The U.S. Bureau of Reclamation (BOR) is one of the agencies responsible for operating a facility that pumps water from the Sacramento-San Joaquin Delta into the California Aqueduct. The California Aqueduct pumps water for uses south of the facilities. This water is used for agriculture in the San Joaquin Valley valued at $33.4 billon in 2015 (CAC 2015), and for millions of other users in Californian homes and businesses.
Before that water can be pumped, debris, weeds and fish must be removed. This is done at the Tracy Fish Facility. A series of screens and diversions are used to remove the objects and capture the fish. The debris is mechanically removed from the river, and the fish are transported and released downstream from the pumping facility.
With no control, large mats of water hyacinth will accumulate and “dam” the screens during peak months in the fall.

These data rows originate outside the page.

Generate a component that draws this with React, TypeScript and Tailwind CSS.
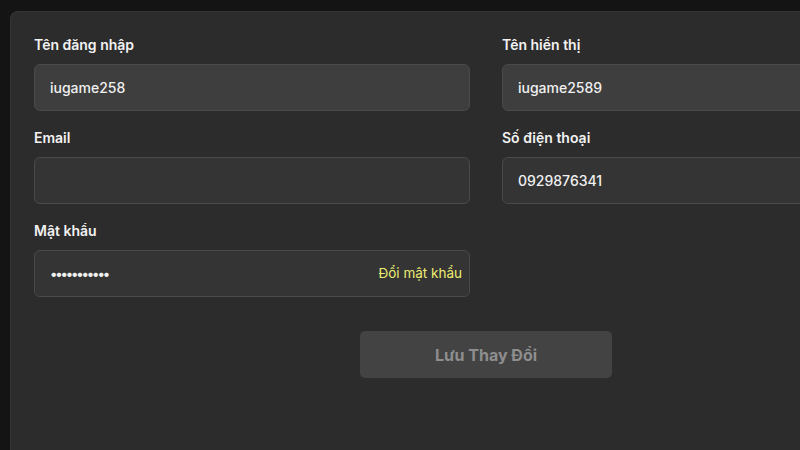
import { useState } from "react";

function Field({
  label,
  value,
  light,
  type = "text",
  action,
}: {
  label: string;
  value: string;
  light?: boolean;
  type?: string;
  action?: string;
}) {
  const [v, setV] = useState(value);
  return (
    <div className="flex flex-col">
      <label className="h-[20px] text-[14px] leading-[20px] font-semibold text-[#f2f2f2]">{label}</label>
      <div
        className={`relative mt-[9px] flex h-[47px] items-center rounded-[6px] border border-[#4a4a4a] ${
          light ? "bg-[#3e3e3e]" : "bg-[#343434]"
        }`}
      >
        <input
          type={type}
          value={v}
          onChange={(e) => setV(e.target.value)}
          className={`h-full w-full bg-transparent px-[15px] text-[14px] font-medium text-[#f0f0f0] outline-none ${
            type === "password" ? "tracking-[-2.2px]" : ""
          }`}
        />
        {action && (
          <button className="absolute right-[7px] text-[13.5px] text-[#eded72]">{action}</button>
        )}
      </div>
    </div>
  );
}

export default function App() {
  return (
    <div className="h-[450px] w-[800px] overflow-hidden bg-[#141414] pl-[10px] pt-[11px] font-['Inter','Liberation_Sans',sans-serif]">
      <div className="h-[480px] w-[951px] rounded-tl-[8px] border-t border-l border-[#343434] bg-[#2c2c2c] px-[23px] pt-[23px]">
        <div className="grid grid-cols-[436px_436px] gap-x-[32px] gap-y-[17px]">
          <Field label="Tên đăng nhập" value="iugame258" light />
          <Field label="Tên hiển thị" value="iugame2589" light />
          <Field label="Email" value="" />
          <Field label="Số điện thoại" value="0929876341" />
          <Field label="Mật khẩu" value="12345678901" type="password" action="Đổi mật khẩu" />
        </div>
        <div className="mt-[34px] flex justify-center">
          <button className="h-[47px] w-[252px] rounded-[5px] bg-[#434343] text-[16px] font-bold text-[#8e8e8e]">
            Lưu Thay Đổi
          </button>
        </div>
      </div>
    </div>
  );
}
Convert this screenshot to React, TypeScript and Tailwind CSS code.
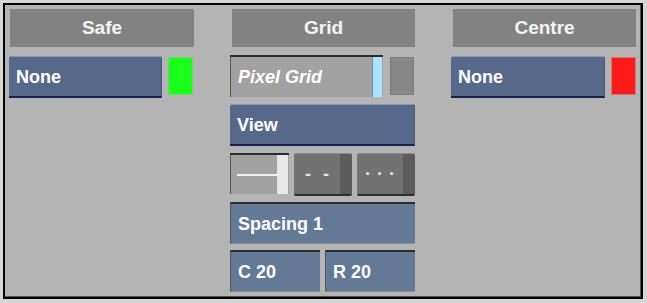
import React from "react";

const font = { fontFamily: '"Liberation Sans", Arial, sans-serif' };

function Header({ label, ml }: { label: string; ml: string }) {
  return (
    <div
      className={`h-[38px] ${ml} bg-[#828282] flex items-center justify-center pt-[1px] text-[19px] font-bold text-[#f4f4f4]`}
    >
      {label}
    </div>
  );
}

function BlueButton({ label, className }: { label: string; className: string }) {
  return (
    <div
      className={`${className} bg-[#56698a] rounded-t-[2px] border-t border-t-[#8597b3] border-b-2 border-b-[#1e1f4c] border-r border-r-[#4a5b7a] flex items-center pl-[7px] pt-[2px] text-[18px] font-bold text-white`}
    >
      {label}
    </div>
  );
}

function Field({ label, className }: { label: string; className: string }) {
  return (
    <div
      className={`${className} bg-[#637a97] border-t-2 border-t-[#2c2c2c] border-l border-l-[#555] border-b border-b-[#8a8a8a] flex items-center pl-[7px] pt-[1px] text-[18px] font-bold text-white`}
    >
      {label}
    </div>
  );
}

export default function App() {
  return (
    <div className="w-[647px] h-[303px] bg-[#d6d6d6] pt-[3px] pl-[3px]" style={font}>
      <div className="w-[640px] h-[296px] border-2 border-black bg-[#b4b4b4] shadow-[inset_-1px_-1px_0_#555] pt-[4px] pl-[4px] flex gap-[36px]">
        {/* Safe */}
        <div className="w-[185px] flex flex-col">
          <Header label="Safe" ml="ml-[1px]" />
          <div className="mt-[9px] h-[42px] flex gap-[6px]">
            <BlueButton label="None" className="w-[153px] h-[42px]" />
            <div className="w-[25px] h-[38px] mt-[1px] bg-[#1aff1a] border border-[#7acc7a]" />
          </div>
        </div>

        {/* Grid */}
        <div className="w-[185px] flex flex-col">
          <Header label="Grid" ml="ml-[2px]" />
          <div className="mt-[8px] h-[42px] flex gap-[7px]">
            <div className="w-[153px] h-[42px] bg-[#a2a2a2] border-t-2 border-t-[#2c2c2c] border-l border-l-[#555] flex items-center pl-[7px] pt-[1px] text-[18px] font-bold italic text-white relative">
              Pixel Grid
              <div className="absolute right-[1px] top-0 bottom-0 w-[10px] bg-[#a8e2fb] border-l border-[#6f8fa0]" />
            </div>
            <div className="w-[24px] h-[38px] mt-[2px] bg-[#878787] border border-[#7a7a7a]" />
          </div>
          <BlueButton label="View" className="mt-[7px] w-[185px] h-[42px]" />
          <div className="mt-[7px] h-[43px] flex gap-[5px]">
            <div className="w-[59px] h-[41px] bg-[#a2a2a2] border-t-2 border-t-[#2c2c2c] border-l border-l-[#555] flex items-center relative">
              <div className="ml-[6px] w-[40px] h-[2px] bg-[#f2f2f2]" />
              <div className="absolute right-[1px] top-0 bottom-0 w-[11px] bg-[#e8e8e8]" />
            </div>
            <div className="w-[58px] h-[43px] flex rounded-[2px] overflow-hidden border-b-2 border-b-[#2e2e2e] border-t border-t-[#8a8a8a]">
              <div className="flex-1 bg-[#727272] flex items-center justify-center gap-[12px] text-[18px] font-bold text-[#e4e4e4]">
                <span>-</span>
                <span>-</span>
              </div>
              <div className="w-[12px] bg-[#5c5c5c]" />
            </div>
            <div className="w-[58px] h-[43px] flex rounded-[2px] overflow-hidden border-b-2 border-b-[#2e2e2e] border-t border-t-[#8a8a8a]">
              <div className="flex-1 bg-[#727272] flex items-center justify-center gap-[6px] text-[18px] font-bold text-[#e4e4e4]">
                <span>·</span>
                <span>·</span>
                <span>·</span>
              </div>
              <div className="w-[12px] bg-[#5c5c5c]" />
            </div>
          </div>
          <Field label="Spacing 1" className="mt-[6px] w-[185px] h-[42px]" />
          <div className="mt-[6px] flex gap-[5px]">
            <Field label="C 20" className="w-[90px] h-[42px]" />
            <Field label="R 20" className="w-[90px] h-[42px]" />
          </div>
        </div>

        {/* Centre */}
        <div className="w-[185px] flex flex-col">
          <Header label="Centre" ml="ml-[2px]" />
          <div className="mt-[9px] h-[42px] flex gap-[6px]">
            <BlueButton label="None" className="w-[154px] h-[42px]" />
            <div className="w-[25px] h-[38px] mt-[1px] bg-[#ff1a1a] border border-[#cc7a7a]" />
          </div>
        </div>
      </div>
    </div>
  );
}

At this time mechanical removal of the water hyacinth is happening around the clock, with a string of trucks lined up to carry the weeds away for disposal.
Costs to manage invasive weeds at the Tracy Fish Facility peaked in 2014 and 2015 at the height of California's drought, reaching close to $1 million in each of those years. In 2016, with increased rain and better weed management in the Delta, the costs fell. Between 2013 and 2016 the BOR spent a total of $2.75 million managing aquatic weeds.